After leaving the Army he began a freelance photography business and was hired by RCA to take pictures of singers. His fateful assignment in 1956 left all the other pictures in the dust; he would say later that he received a two-week assignment and it lasted nearly 60 years.

“Alfred’s photos were about America in 1956: the lunch counters, the trains, the stores where Elvis looked in the windows and wondered if he could ever buy those things,” said Chris Murray, owner of the Govinda Gallery. “Apart from his recordings, the photos are the most important vintage documents of Elvis’s life.” He added that Wertheimer had told him, “I was a reporter whose pen was a camera.”

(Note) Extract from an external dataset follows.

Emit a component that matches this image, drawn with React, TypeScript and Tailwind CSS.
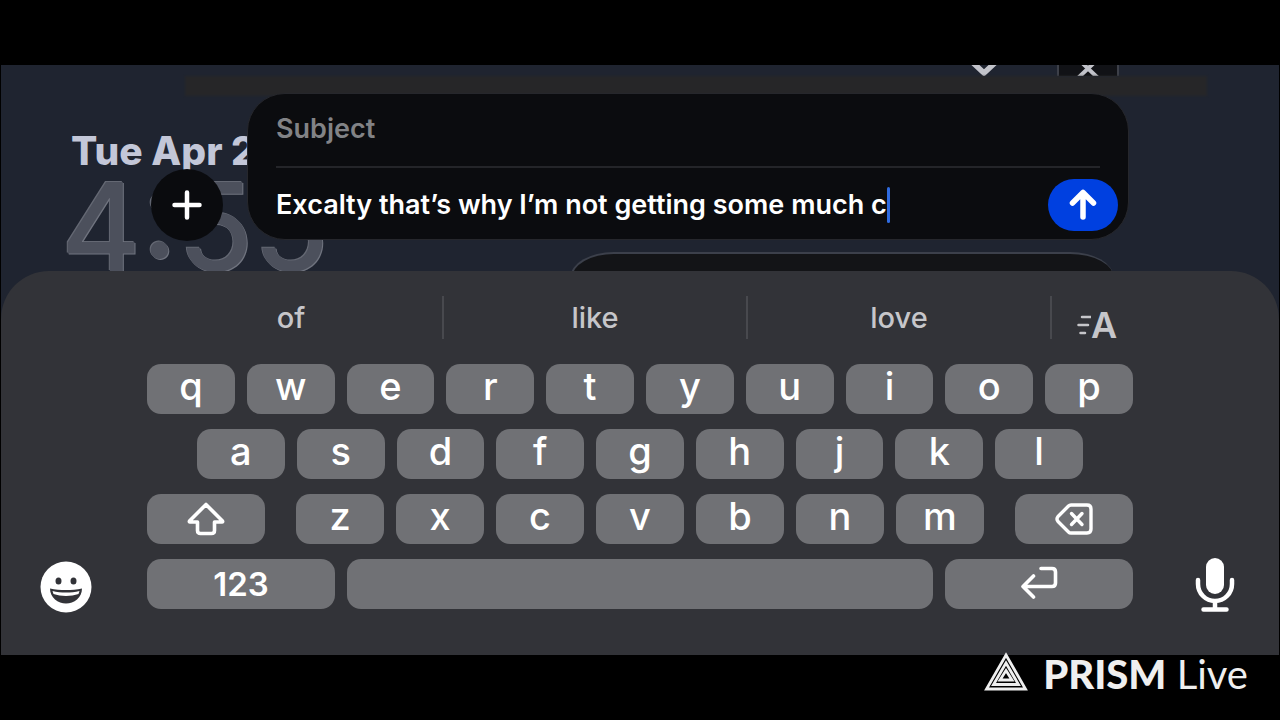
import { useState } from "react";
import type { ReactNode } from "react";

const firstRow = ["q", "w", "e", "r", "t", "y", "u", "i", "o", "p"];
const secondRow = ["a", "s", "d", "f", "g", "h", "j", "k", "l"];
const thirdRow = ["z", "x", "c", "v", "b", "n", "m"];
const suggestions = ["of", "like", "love"];

const keyBase =
  "flex h-[50px] items-center justify-center rounded-[14px] bg-[#707175] text-white";

function Key({ label, onPress }: { label: string; onPress: (key: string) => void }) {
  return (
    <button
      type="button"
      onClick={() => onPress(label)}
      className={`${keyBase} min-w-0 flex-1 pb-1.5 text-[38px] leading-none font-[450]`}
    >
      {label}
    </button>
  );
}

function WideKey({
  name,
  width,
  children,
  onPress,
}: {
  name: string;
  width: string;
  children?: ReactNode;
  onPress?: () => void;
}) {
  return (
    <button type="button" aria-label={name} onClick={onPress} className={`${keyBase} ${width}`}>
      {children}
    </button>
  );
}

function Wallpaper() {
  return (
    <div className="absolute inset-0 overflow-hidden bg-[#1f2430]" aria-hidden="true">
      <div className="absolute top-0 right-[160px] flex h-[11px] items-start gap-[58px] overflow-hidden">
        <svg width="30" height="11" viewBox="0 0 30 11" fill="none">
          <path d="M0 -6 L15 8 L30 -6" stroke="#c2c3ca" strokeWidth="5.5" />
        </svg>
        <div className="flex h-5 w-[62px] justify-center border-x-2 border-[#3d4049] bg-[#111216]">
          <svg width="24" height="16" viewBox="0 0 24 16" fill="none">
            <path d="M2 -6 L22 13 M22 -6 L2 13" stroke="#c2c3ca" strokeWidth="4" />
          </svg>
        </div>
      </div>
      <div className="absolute top-[11px] right-[72px] left-[184px] h-5 bg-[#262628] blur-[1px]" />
      <p className="absolute top-[62px] left-[70px] text-[39px] leading-[48px] font-extrabold whitespace-nowrap text-[#c3c7d8]">
        Tue Apr 2
      </p>
      <p className="absolute top-[100px] left-[60px] text-[122px] leading-[124px] font-medium whitespace-nowrap text-[#4c505c] [text-shadow:1px_1px_0_#70747f,-1px_-1px_0_#646873]">
        4:55
      </p>
      <div className="absolute top-[187px] right-[165px] left-[569px] h-20 rounded-t-[44px_26px] border-t-2 border-l-2 border-[#3c404b] bg-[#131417]" />
    </div>
  );
}

export default function App() {
  const [subject, setSubject] = useState("");
  const [message, setMessage] = useState("Excalty that’s why I’m not getting some much c");
  const type = (key: string) => setMessage((text) => text + key);

  return (
    <div className="flex min-h-screen flex-col bg-black font-['Inter','Liberation_Sans',sans-serif]">
      <main className="relative mx-px mt-[65px]">
        <Wallpaper />

        <form
          className="relative flex items-end gap-6 pt-7 pr-[150px] pb-[31px] pl-[150px]"
          onSubmit={(event) => event.preventDefault()}
        >
          <button
            type="button"
            aria-label="Add attachment"
            className="-mb-px flex size-[72px] shrink-0 items-center justify-center rounded-full bg-[#0a0b0e] text-white"
          >
            <svg width="32" height="32" viewBox="0 0 32 32" fill="none">
              <path d="M16 3.5 V28.5 M3.5 16 H28.5" stroke="currentColor" strokeWidth="4.5" strokeLinecap="round" />
            </svg>
          </button>

          <div className="min-w-0 flex-1 rounded-[38px] border border-[#26272c] bg-[#0b0c0f] text-[27px] leading-9 font-semibold">
            <div className="mx-7 flex h-[74px] items-center border-b-2 border-[#242529] pb-0.5">
              <input
                aria-label="Subject"
                placeholder="Subject"
                value={subject}
                onChange={(event) => setSubject(event.target.value)}
                className="w-full bg-transparent text-white outline-none placeholder:text-[#828386]"
              />
            </div>
            <div className="flex h-[71px] items-center pt-[3px] pr-2.5 pl-7">
              <div className="flex min-w-0 flex-1 items-center">
                <input
                  aria-label="Message"
                  value={message}
                  onChange={(event) => setMessage(event.target.value)}
                  className="field-sizing-content max-w-full bg-transparent text-white caret-transparent outline-none"
                />
                <span className="h-9 w-[3px] shrink-0 rounded-full bg-[#2f6be0]" />
              </div>
              <button
                type="submit"
                aria-label="Send"
                className="flex h-[52px] w-[70px] shrink-0 items-center justify-center rounded-full bg-[#0040e0] text-white"
              >
                <svg width="32" height="34" viewBox="0 0 32 34" fill="none">
                  <path
                    d="M16 29 V5 M5.5 15 L16 4.5 L26.500 15"
                    stroke="currentColor"
                    strokeWidth="5.5"
                    strokeLinecap="round"
                    strokeLinejoin="round"
                  />
                </svg>
              </button>
            </div>
          </div>
        </form>

        <section
          aria-label="Keyboard"
          className="relative flex items-end rounded-t-[48px] bg-[#323338] pt-[25px] pb-[46px] text-white"
        >
          <div className="-mb-1 flex w-[137px] shrink-0 justify-center pr-2">
            <button type="button" aria-label="Emoji">
              <svg width="52" height="52" viewBox="0 0 52 52">
                <circle cx="26" cy="26" r="25.500" fill="#fff" />
                <ellipse cx="18.500" cy="20" rx="3" ry="3.600" fill="#323338" />
                <ellipse cx="33.500" cy="20" rx="3" ry="3.600" fill="#323338" />
                <path
                  d="M10 27.500 C20 29.500 32 29.500 42 27.500 C42 36.500 34 42.500 26 42.500 C18 42.500 10 36.500 10 27.500 Z"
                  fill="#323338"
                />
                <path d="M12.500 30 C21 32 31 32 39.500 30 L38.500 33 C31 35.500 21 35.500 13.500 33 Z" fill="#fff" />
              </svg>
            </button>
          </div>

          <div className="flex min-w-0 flex-1 flex-col gap-[25px]">
            <div className="flex h-[43px]">
              {suggestions.map((word) => (
                <button
                  key={word}
                  type="button"
                  onClick={() => type(" " + word)}
                  className="flex-1 border-l-2 border-[#48494e] text-[29px] leading-[43px] font-[450] text-[#c6c6ca] first:border-transparent"
                >
                  {word}
                </button>
              ))}
              <button
                type="button"
                aria-label="Text formatting"
                className="flex w-[92px] items-end justify-center border-l-2 border-[#48494e] text-[36px] leading-7 font-semibold text-[#c6c6ca]"
              >
                <svg width="14" height="28" viewBox="0 0 14 28" fill="none">
                  <path
                    d="M5 6 H15 M1.500 14 H11 M3.500 22 H8"
                    stroke="currentColor"
                    strokeWidth="2.500"
                    strokeLinecap="round"
                  />
                </svg>
                A
              </button>
            </div>

            <div className="flex flex-col gap-[15px] px-[9px]">
              <div className="flex gap-3">
                {firstRow.map((key) => (
                  <Key key={key} label={key} onPress={type} />
                ))}
              </div>
              <div className="flex gap-3 px-[50px]">
                {secondRow.map((key) => (
                  <Key key={key} label={key} onPress={type} />
                ))}
              </div>
              <div className="flex gap-[31px]">
                <WideKey name="Shift" width="w-[118px]">
                  <svg width="38" height="34" viewBox="0 0 38 34" fill="none">
                    <path
                      d="M19 2.500 L35.500 19 Q36 20 35 20 H27.500 V28.500 Q27.500 31.500 24.500 31.500 H13.500 Q10.500 31.500 10.500 28.500 V20 H3 Q2 20 2.500 19 Z"
                      stroke="currentColor"
                      strokeWidth="3.600"
                      strokeLinejoin="round"
                    />
                  </svg>
                </WideKey>
                <div className="flex min-w-0 flex-1 gap-3">
                  {thirdRow.map((key) => (
                    <Key key={key} label={key} onPress={type} />
                  ))}
                </div>
                <WideKey
                  name="Delete"
                  width="w-[118px]"
                  onPress={() => setMessage((text) => text.slice(0, -1))}
                >
                  <svg width="38" height="32" viewBox="0 0 38 32" fill="none">
                    <g stroke="currentColor" strokeWidth="3.400" strokeLinecap="round" strokeLinejoin="round">
                      <path d="M16 2 H32 Q36 2 36 6 V26 Q36 30 32 30 H16 Q14.500 30 13.500 29 L3 18.500 Q1 16 3 13.500 L13.500 3 Q14.500 2 16 2 Z" />
                      <path d="M16.500 10.500 L27 21.500 M27 10.500 L16.500 21.500" />
                    </g>
                  </svg>
                </WideKey>
              </div>
              <div className="flex gap-3">
                <button
                  type="button"
                  className={`${keyBase} w-[188px] text-[33px] leading-none font-semibold`}
                >
                  123
                </button>
                <WideKey name="Space" width="min-w-0 flex-1" onPress={() => type(" ")} />
                <WideKey name="Return" width="w-[188px] pb-1">
                  <svg width="38" height="34" viewBox="0 0 38 34" fill="none">
                    <path
                      d="M21 3.500 H32 Q35.500 3.500 35.500 7 V18 Q35.500 21.500 32 21.500 H3 M13.500 11 L3 21.500 L13.500 32"
                      stroke="currentColor"
                      strokeWidth="3.600"
                      strokeLinecap="round"
                      strokeLinejoin="round"
                    />
                  </svg>
                </WideKey>
              </div>
            </div>
          </div>

          <div className="-mb-1 flex w-[137px] shrink-0 justify-center pl-2">
            <button type="button" aria-label="Dictate">
              <svg width="40" height="56" viewBox="0 0 40 56" fill="none">
                <rect x="11" y="1" width="18" height="36" rx="9" fill="currentColor" />
                <path
                  d="M3 23 V27 A17 17 0 0 0 37 27 V23 M20 44 V52 M8.500 52.500 H31.500"
                  stroke="currentColor"
                  strokeWidth="4.500"
                  strokeLinecap="round"
                />
              </svg>
            </button>
          </div>
        </section>
      </main>

      <footer className="relative -mt-1 flex items-start justify-end gap-[15px] pr-8 text-[#efefef]">
        <svg width="44" height="40" viewBox="0 0 44 40" fill="none">
          <g stroke="currentColor" strokeWidth="2.800">
            <path d="M22 4 L41.500 38 H2.500 Z" />
            <path d="M22 12 L34.500 33.500 H9.500 Z" />
            <path d="M22 19.500 L28 29 H16 Z" />
          </g>
        </svg>
        <p className="font-['Lato','Liberation_Sans',sans-serif] text-[40px] leading-[46px]">
          <span className="font-black">PRISM</span> Live
        </p>
      </footer>
    </div>
  );
}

His pictures appeared on calendars, in books, on memorabilia and clothing, and last year came the book Elvis and the Birth of Rock and Roll, a limited edition published by Taschen. “Alfred Wertheimer always used to say, ‘If your pictures are boring, get closer’. And he lived up to that rule, getting inside Elvis’s world like no other photographer ever could,” said Nina Wiener, co-editor of the book.

Murray, who first exhibited the photos at the Govinda Gallery in Washington, where the photos are still shown, curated an exhibit of his photos for the Smithsonian and edited several books of the photographs. His work has been shown in museums and galleries throughout the world and is about to be exhibited at The Lumiere Brothers Center for Photography in Moscow, his first Russian exhibit.

At a book signing last year, Wertheimer recalled that he shot in black and white because RCA, Elvis’s label, refused to pay for high-priced colour film and processing, uncertain if Elvis was going to be worth it. The photographer shot one colour roll, which he paid for himself.

Jack Soden, CEO of Elvis Presley Enterprises at Graceland in Memphis, called Wertheimer a great part of the Elvis legacy. “The young Al Wertheimer collided with the young Elvis Presley at just the most unique time in 1956,” Soden said. “Al’s photographs captured the beginning of a new era in popular culture and have continued to define the young Elvis over all the decades since.”

Alfred Wertheimer, photographer: born Germany 1929; died New York 19 October 2014.